---------- Data extract ----------
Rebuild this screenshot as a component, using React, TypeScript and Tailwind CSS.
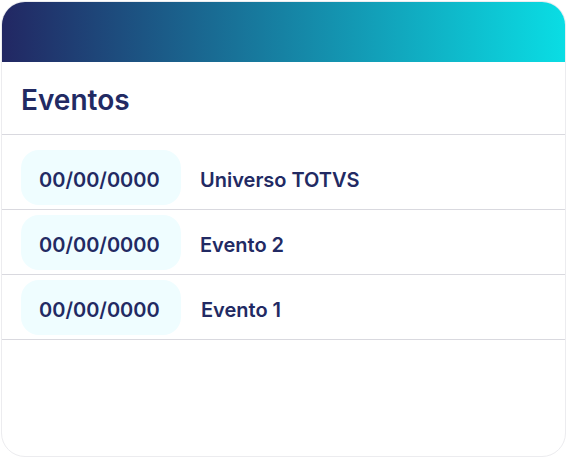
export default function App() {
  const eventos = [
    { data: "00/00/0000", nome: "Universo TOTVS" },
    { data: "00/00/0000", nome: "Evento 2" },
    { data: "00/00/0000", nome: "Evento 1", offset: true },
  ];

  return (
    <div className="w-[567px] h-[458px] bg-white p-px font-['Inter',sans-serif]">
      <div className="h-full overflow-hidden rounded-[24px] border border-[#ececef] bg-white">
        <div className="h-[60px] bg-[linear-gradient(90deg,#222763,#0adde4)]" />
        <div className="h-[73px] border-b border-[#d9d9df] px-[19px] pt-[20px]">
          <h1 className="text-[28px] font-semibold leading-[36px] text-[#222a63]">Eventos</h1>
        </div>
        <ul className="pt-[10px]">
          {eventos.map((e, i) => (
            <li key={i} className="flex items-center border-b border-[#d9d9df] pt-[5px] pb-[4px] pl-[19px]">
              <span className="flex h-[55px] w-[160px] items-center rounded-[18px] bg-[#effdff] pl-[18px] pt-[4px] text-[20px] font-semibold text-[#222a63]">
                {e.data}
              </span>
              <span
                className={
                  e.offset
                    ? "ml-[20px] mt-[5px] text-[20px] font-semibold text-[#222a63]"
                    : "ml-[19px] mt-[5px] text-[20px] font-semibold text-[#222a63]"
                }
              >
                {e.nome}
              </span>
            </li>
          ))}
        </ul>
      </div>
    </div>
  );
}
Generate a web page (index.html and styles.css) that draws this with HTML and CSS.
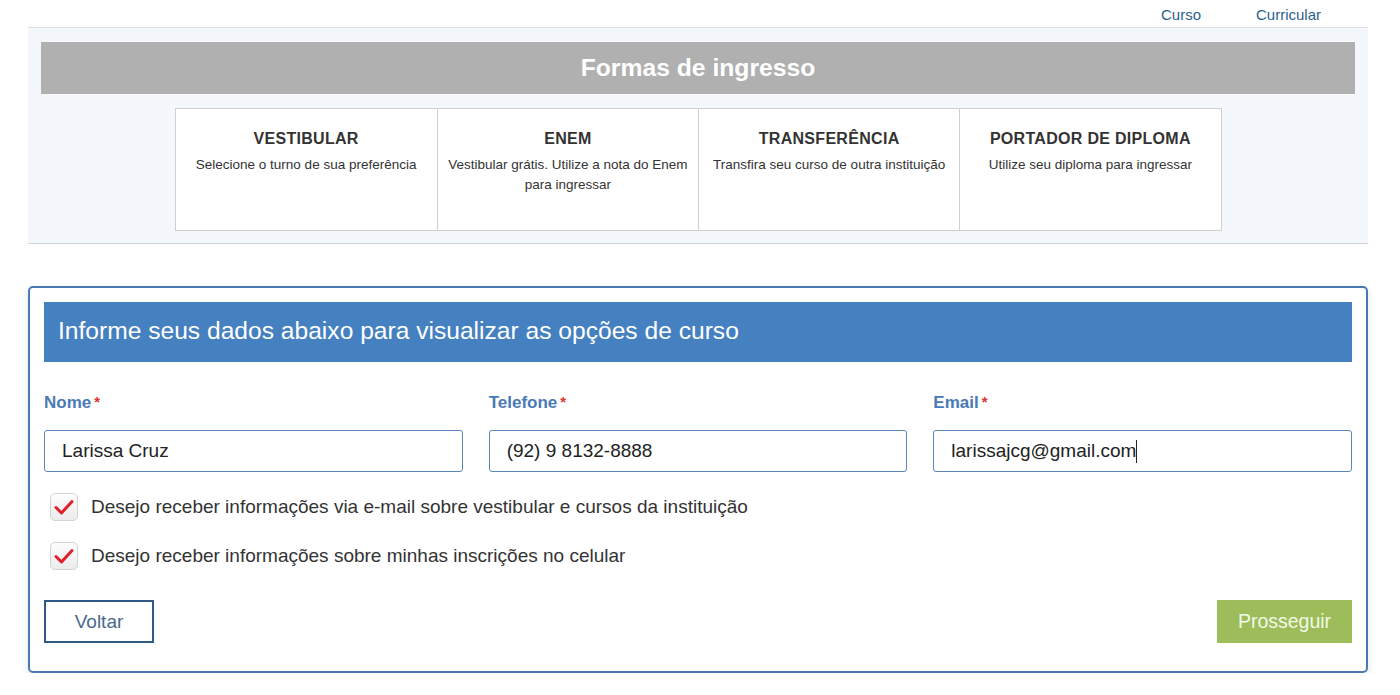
----------
Tally the lines of the listing that include "this". Reply with nothing but the count.

Exercise solution
2